Activity: The "One-Thing" Offering

We are going to practice the art of the "one-thing" offering. Often, we try to fix every behavioral issue or master every parenting goal at once. This leads to paralysis. This week, pick one small area where you feel guilty for not doing "enough." It could be reading a book before bed, sitting on the floor to play for five minutes, or simply asking, "How was your heart today?" instead of just "How was your day?"

  1. Identify: Choose one simple, low-stakes interaction that makes you feel connected to your child.
  2. The Commitment: Commit to doing this one thing for the next seven days. Don’t commit to five things; commit to one.
  3. The Offering: When you do it, mentally frame it as your "offering" for the day. You don't need to be the "perfect parent" in every category; you are bringing this specific, intentional offering to your relationship.
  4. The Micro-Win: At the end of the week, don’t reflect on what you missed. Reflect on the fact that you successfully brought this one offering consistently. Recognize that this is enough.

This activity forces you to stop the "all-or-nothing" thinking that characterizes modern parenting guilt. By narrowing your focus, you increase the likelihood of success and decrease the sense of being overwhelmed. Just as the Sages parsed the text to ensure that a person could fulfill their obligation through simple means, you are parsing your day to ensure that you can fulfill your role as a parent without needing to be superhuman.

Script: When the "Why" is Too Much

Children, especially as they grow, love to ask "Why?" or point out why something isn't "fair" or "perfect." When they notice a change in your routine or call you out for not doing something you used to do (or that others do), use this script to anchor yourself in your "good-enough" philosophy.

The Child: "Why aren't you reading two books like you used to?" or "Why didn't you make the fancy pancakes?"

The Parent: "I love that you remember that! Sometimes, we have a lot of energy, and we can do the big things. And sometimes, our energy is a little smaller, and we have to pick the most important things to focus on. Right now, I’m choosing to focus on having a calm, happy time with you, even if it looks a little different than it did before. I’m doing the best I can, and I’m happy to be right here with you, just like this. My 'good-enough' is exactly what we need today."

This script is honest but not heavy. It models self-compassion for your child, teaching them that parents are humans with limits, and that those limits are not a character flaw. It creates a space where "different" is equated with "okay," helping them develop their own resilience against the pressure of perfectionism.

Habit: The Evening "Libation"

The Talmud spends a great deal of time discussing "libations"—the extra offerings poured out alongside the main sacrifice. These represent the small, often overlooked acts that complete a larger effort. Your micro-habit this week is the "Evening Libation."

Before you go to sleep, take 60 seconds to identify one "libation" you poured into your home today. It doesn't have to be a big win. Did you take a deep breath instead of yelling? Did you listen for an extra minute when you wanted to walk away? Did you put away the laundry even if you didn't fold it?

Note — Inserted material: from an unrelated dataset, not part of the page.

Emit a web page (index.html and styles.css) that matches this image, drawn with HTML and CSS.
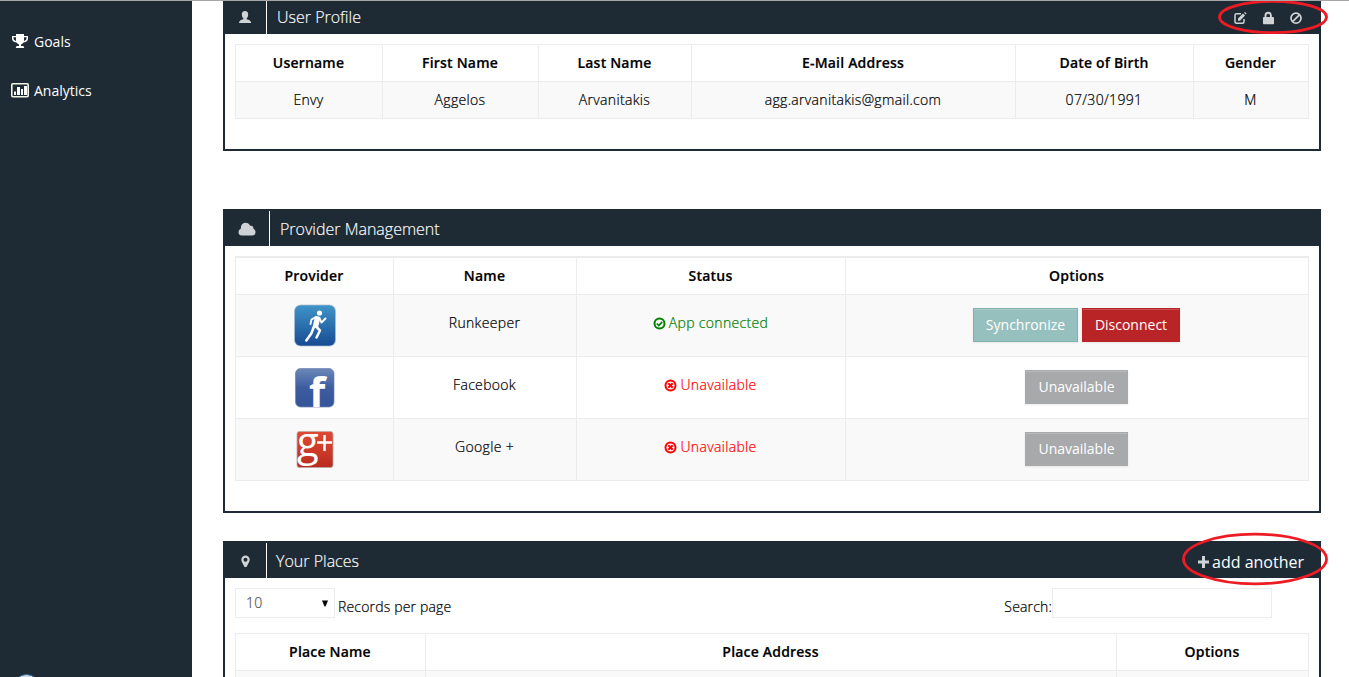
FILE: index.html
```html
<!DOCTYPE html>
<html lang="en">
<head>
<meta charset="utf-8">
<title>User Profile</title>
<link rel="stylesheet" href="styles.css">
</head>
<body>
<div class="page">
  <nav class="sidebar">
    <a class="nav-item"><svg class="nav-icon" width="18" height="18" viewBox="0 0 18 18"><path d="M5 1h8v2h4v2.500q0 3.500-4.500 4-1 1.500-2.500 2v1.500h2q1 0 1.200 2H4.800q.2-2 1.200-2h2v-1.500q-1.500-.5-2.500-2Q1 9 1 5.500V3h4zM2.500 4.200v1.300q0 1.800 2.400 2.500Q5 6 5 4.200zm10.500 0q0 2 .1 3.800 2.400-.7 2.400-2.500V4.200z" fill="#fff" fill-rule="evenodd"/></svg><span>Goals</span></a>
    <a class="nav-item"><svg class="nav-icon" width="18" height="18" viewBox="0 0 18 18"><rect x=".8" y="1.800" width="16.400" height="13" rx="1" fill="none" stroke="#f3f3e8" stroke-width="1.600"/><path d="M3 9.500h2V13H3zM6 5h3v8H6zM10 7h2v6h-2zM13 4h3v9h-3z" fill="#fff"/></svg><span>Analytics</span></a>
    <span class="orb"></span>
  </nav>
  <main class="content">
    <section class="panel profile">
      <header class="panel-head">
        <div class="head-icon"><svg width="14" height="14" viewBox="0 0 14 14"><path d="M7 0q3.200 0 3.200 3.500 0 2.500-1.500 3.700v1.100q4 .7 4.500 3.700H1q.3-3 4.300-3.700V7.200Q3.800 6 3.800 3.500 3.800 0 7 0z" fill="#d0d3d5"/></svg></div>
        <h2>User Profile</h2>
        <div class="tools">
          <svg width="14" height="14" viewBox="0 0 14 14"><path d="M8 2.800H3.500Q2 2.800 2 4.300v6.400q0 1.500 1.500 1.500h6q1.500 0 1.500-1.500V8" fill="none" stroke="#d0d3d5" stroke-width="1.500"/><path d="M5 9.800V7.500L10 2.600l2 2L7 9.800zM11 1.800l1-.9 1.600 1.600-.8.900z" fill="#d0d3d5"/></svg>
          <svg width="14" height="14" viewBox="0 0 14 14"><path d="M4.500 7V4.500a2.700 2.700 0 0 1 5.400 0V7" fill="none" stroke="#d0d3d5" stroke-width="1.900"/><rect x="2" y="6" width="11" height="7.300" rx=".8" fill="#d0d3d5"/></svg>
          <svg width="14" height="14" viewBox="0 0 14 14"><circle cx="7" cy="7.200" r="5" fill="none" stroke="#d0d3d5" stroke-width="1.700"/><path d="M3.600 10.600l6.800-6.800" stroke="#d0d3d5" stroke-width="1.700"/></svg>
        </div>
        <svg class="ring ring-tools" width="110" height="36" viewBox="0 0 110 36"><ellipse cx="55" cy="18" rx="53.500" ry="15.700"/></svg>
      </header>
      <table class="grid">
        <colgroup><col class="w147"><col class="w156"><col class="w153"><col class="w324"><col class="w178"><col class="w115"></colgroup>
        <tr><th>Username</th><th>First Name</th><th>Last Name</th><th>E-Mail Address</th><th>Date of Birth</th><th>Gender</th></tr>
        <tr class="odd"><td>Envy</td><td>Aggelos</td><td>Arvanitakis</td><td>agg.arvanitakis@gmail.com</td><td>07/30/1991</td><td>M</td></tr>
      </table>
    </section>

    <section class="panel providers">
      <header class="panel-head">
        <div class="head-icon wide"><svg width="18" height="14" viewBox="0 0 18 14"><path d="M4 13.500Q.5 13.500.5 10q0-2.500 2.300-3.200-.2-5.500 4.700-6 3.300 0 4.600 3 3.300-.6 3.400 3Q17.500 7.700 17.500 10q0 3.500-3.500 3.500z" fill="#d0d3d5"/></svg></div>
        <h2>Provider Management</h2>
      </header>
      <table class="grid double">
        <colgroup><col class="w158"><col class="w183"><col class="w269"><col class="w463"></colgroup>
        <tr><th>Provider</th><th>Name</th><th>Status</th><th>Options</th></tr>
        <tr class="tall odd">
          <td><svg class="logo" width="44" height="44" viewBox="0 0 44 44"><defs><linearGradient id="run" x2="0" y2="1"><stop offset="0" stop-color="#3f94c9"/><stop offset="1" stop-color="#184b92"/></linearGradient></defs><rect x="1.500" y="2" width="41" height="41" rx="6" fill="url(#run)" stroke="#a9bfd2" stroke-width=".7"/><circle cx="26.500" cy="10" r="2.600" fill="#fff"/><path d="M23 14l-4.500 2.500-1 4.500M26.500 15.500l2 4 4-4" fill="none" stroke="#fff" stroke-width="1.900" stroke-linecap="round" stroke-linejoin="round"/><path d="M22 13q4-.5 5.500 1.500L25 24.500l-5.500.5z" fill="#fff"/><path d="M20.800 24l-2.500 6.500-5 7M23.500 24l3.500 3.500-3.500 7" fill="none" stroke="#fff" stroke-width="2.500" stroke-linecap="round" stroke-linejoin="round"/></svg></td>
          <td>Runkeeper</td>
          <td class="ok"><svg class="mark" width="13" height="13" viewBox="0 0 13 13"><circle cx="6.500" cy="6.500" r="5" fill="none" stroke="currentColor" stroke-width="2"/><path d="M3.800 6.500l2 2 3.500-3.600" fill="none" stroke="currentColor" stroke-width="1.700"/></svg> App connected</td>
          <td><span class="btn sync">Synchronize</span><span class="btn stop">Disconnect</span></td>
        </tr>
        <tr class="tall">
          <td><svg class="logo" width="44" height="44" viewBox="0 0 44 44"><defs><linearGradient id="fb" x2="0" y2="1"><stop offset="0" stop-color="#6b88b7"/><stop offset=".5" stop-color="#3d5d9f"/><stop offset="1" stop-color="#345499"/></linearGradient></defs><rect x="2.500" y="3.500" width="38.500" height="38.500" rx="5" fill="url(#fb)" stroke="#6b83b4" stroke-width=".7"/><text class="f-letter" x="16" y="41.500">f</text></svg></td>
          <td>Facebook</td>
          <td class="bad"><svg class="mark" width="13" height="13" viewBox="0 0 13 13"><circle cx="6.500" cy="6.500" r="5" fill="none" stroke="currentColor" stroke-width="2"/><path d="M4.300 4.300l4.400 4.400M8.700 4.300L4.300 8.700" stroke="currentColor" stroke-width="2"/></svg> Unavailable</td>
          <td><span class="btn off">Unavailable</span></td>
        </tr>
        <tr class="tall odd">
          <td><svg class="logo" width="44" height="44" viewBox="0 0 44 44"><defs><linearGradient id="gp" x2="0" y2="1"><stop offset="0" stop-color="#e04a34"/><stop offset="1" stop-color="#b92b20"/></linearGradient></defs><rect x="4" y="4.500" width="36" height="36" rx="2.500" fill="url(#gp)" stroke="#b9aaa6" stroke-width=".8"/><text class="g-letter" x="4" y="28.500">g</text><path d="M31.500 8v16M24 15.500h15" stroke="#fff" stroke-width="2.500"/></svg></td>
          <td>Google +</td>
          <td class="bad"><svg class="mark" width="13" height="13" viewBox="0 0 13 13"><circle cx="6.500" cy="6.500" r="5" fill="none" stroke="currentColor" stroke-width="2"/><path d="M4.300 4.300l4.400 4.400M8.700 4.300L4.300 8.700" stroke="currentColor" stroke-width="2"/></svg> Unavailable</td>
          <td><span class="btn off">Unavailable</span></td>
        </tr>
      </table>
    </section>

    <section class="panel places">
      <header class="panel-head">
        <div class="head-icon"><svg width="14" height="14" viewBox="0 0 14 14"><path d="M7.500 1.500a4.200 4.200 0 0 1 4.200 4.200q0 1.500-1 3L8.500 13h-2L4.300 8.700q-1-1.500-1-3a4.200 4.200 0 0 1 4.200-4.200zm0 2.200a2 2 0 1 0 0 4 2 2 0 0 0 0-4z" fill="#d0d3d5" fill-rule="evenodd"/></svg></div>
        <h2>Your Places</h2>
        <div class="add"><svg width="12" height="12" viewBox="0 0 12 12"><path d="M4 0h3v4.500H11v3H7V12H4V7.500H0v-3h4z" fill="#d0d3d5"/></svg><span>add another</span></div>
        <svg class="ring ring-add" width="148" height="54" viewBox="0 0 148 54"><ellipse cx="74" cy="27" rx="71.500" ry="24.800"/></svg>
      </header>
      <div class="filters">
        <div class="select"><span>10</span><svg width="6" height="7" viewBox="0 0 6 7"><path d="M0 .5h6L3.500 6.500h-1z" fill="#000"/></svg></div>
        <span class="per-page">Records per page</span>
        <label class="search">Search:</label><div class="search-box"></div>
      </div>
      <table class="grid">
        <colgroup><col class="w190"><col class="w691"><col class="w192"></colgroup>
        <tr><th>Place Name</th><th>Place Address</th><th>Options</th></tr>
        <tr class="odd"><td></td><td></td><td></td></tr>
      </table>
    </section>
  </main>
</div>
</body>
</html>
```
FILE: styles.css
```css
* { box-sizing: border-box; }
body { margin: 0; height: 677px; overflow: hidden; background: #fff; color: #000; font: 300 14px/20px "Open Sans", "Noto Sans", sans-serif; }
.page { display: flex; height: 677px; overflow: hidden; border-top: 1px solid #a6a6a6; }
.sidebar { position: relative; width: 192px; flex: none; height: 677px; background: #1e2b35; color: #fff; padding: 16px 0 0 11px; font-weight: 400; }
.nav-item { display: flex; align-items: center; height: 49px; gap: 5px; }
.orb { position: absolute; left: 13px; top: 673px; width: 27px; height: 27px; border-radius: 50%; background: #d5dbe5; border: 1px solid #2d6596; }
.content { width: 1098px; margin-left: 31px; flex: none; }
.panel { border: 2px solid #1e2b35; border-top: 0; background: #fff; }
.profile { height: 150px; }
.providers { height: 304px; margin-top: 58px; }
.places { height: 200px; margin-top: 28px; }
.panel-head { position: relative; display: flex; height: 37px; margin: 0 -2px; padding-top: 2px; background: #1e2b35; color: #fff; }
.profile .panel-head { height: 33px; padding-top: 0; }
.head-icon { width: 44px; border-right: 1px solid #fff; display: flex; align-items: center; justify-content: center; }
.head-icon.wide { width: 47px; padding-left: 2px; }
.head-icon svg { display: block; }
h2 { margin: 0 0 0 10px; font-size: 16px; font-weight: 300; line-height: 32px; -webkit-text-stroke: .15px; }
.providers h2, .places h2 { line-height: 36px; }
.tools { margin-left: auto; display: flex; gap: 14px; align-items: center; padding-right: 18px; }
.ring { position: absolute; overflow: visible; }
.ring ellipse { fill: none; stroke: #ed1c24; stroke-width: 2.8; }
.ring-tools { left: 994.5px; top: -2px; }
.ring-add { left: 957.5px; top: -9px; }
.grid { width: 1074px; table-layout: fixed; border-collapse: separate; border-spacing: 0; margin: 10px 0 0 10px; border: solid #ececec; border-width: 1px 0 0 1px; text-align: center; }
.grid.double { border-top-width: 2px; }
.grid th, .grid td { height: 37px; padding: 0 1px 0 0; border: solid #ececec; border-width: 0 1px 1px 0; vertical-align: middle; }
.grid th { font-weight: 600; letter-spacing: .2px; -webkit-text-stroke: .2px; }
.grid td { letter-spacing: .33px; -webkit-text-stroke: .22px; }
.odd td { background: #f9f9f9; }
.grid .tall td { height: 62px; vertical-align: top; padding-top: 18px; }
.grid .tall td:first-child { padding: 8px 0 0; }
.grid .tall td:last-child { padding: 13px 2px 0 0; letter-spacing: 0; -webkit-text-stroke: 0; }
.logo { display: block; margin: 0 auto; overflow: visible; }
.f-letter { font: 700 42px "Open Sans", sans-serif; fill: #fff; }
.g-letter { font: 400 40px "Open Sans", sans-serif; fill: #fff; letter-spacing: 0; }
.ok { color: #008000; }
.bad { color: #f00; }
.mark { vertical-align: -2px; margin-right: -1px; }
.btn { display: inline-block; height: 34px; line-height: 32px; border: 1px solid; padding-left: 1px; color: #fff; font-weight: 400; box-shadow: inset 0 1px 0 rgba(255,255,255,.2), 0 1px 2px rgba(0,0,0,.08); }
.sync { width: 105px; background: #96c0be; border-color: #80b2ae; margin-right: 4px; }
.stop { width: 98px; background: #b92527; border-color: #b92527; }
.off { width: 103px; background: #a7a9ab; border-color: #a7a9ab; }
.add { margin-left: auto; display: flex; align-items: center; gap: 2px; padding: 3px 17px 0 0; font-size: 16px; font-weight: 400; }
.filters { display: flex; padding: 10px 47px 0 10px; letter-spacing: .17px; -webkit-text-stroke: .22px; }
.select { width: 100px; height: 30px; border: 1px solid #ececec; display: flex; align-items: center; justify-content: space-between; padding: 0 6px 0 10px; color: #555; }
.per-page { padding: 9px 0 0 3px; }
.search { margin-left: auto; padding-top: 9px; }
.search-box { width: 220px; height: 30px; border: 1px solid #ececec; }
.places .grid { margin-top: 15px; }
.places h2 { margin-left: 9px; }
.w115 { width: 115px; } .w147 { width: 147px; } .w153 { width: 153px; }
.w156 { width: 156px; } .w158 { width: 158px; } .w178 { width: 178px; }
.w183 { width: 183px; } .w190 { width: 190px; } .w192 { width: 192px; }
.w269 { width: 269px; } .w324 { width: 324px; } .w463 { width: 463px; } .w691 { width: 691px; }
```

Write it down or whisper it to yourself. This habit is designed to retrain your brain to scan for the "good" in your day, rather than the "lacking." It is a practice of radical acknowledgment. You are confirming to yourself that your effort, however small, was significant. By doing this, you close the day on a note of grace rather than a list of deficits, ensuring that you wake up the next morning feeling like a parent who has enough to give, rather than one who is constantly running on empty.

Takeaway

The Torah is designed to be lived, not just studied; it is designed to be accessible, not just aspirational. Your parenting journey is the same. Stop trying to bring both the herd and the flock when a single act of love is sufficient. Embrace your "good-enough" efforts, celebrate your micro-wins, and trust that in the eyes of your children—and in the eyes of the Divine—your presence is the ultimate offering.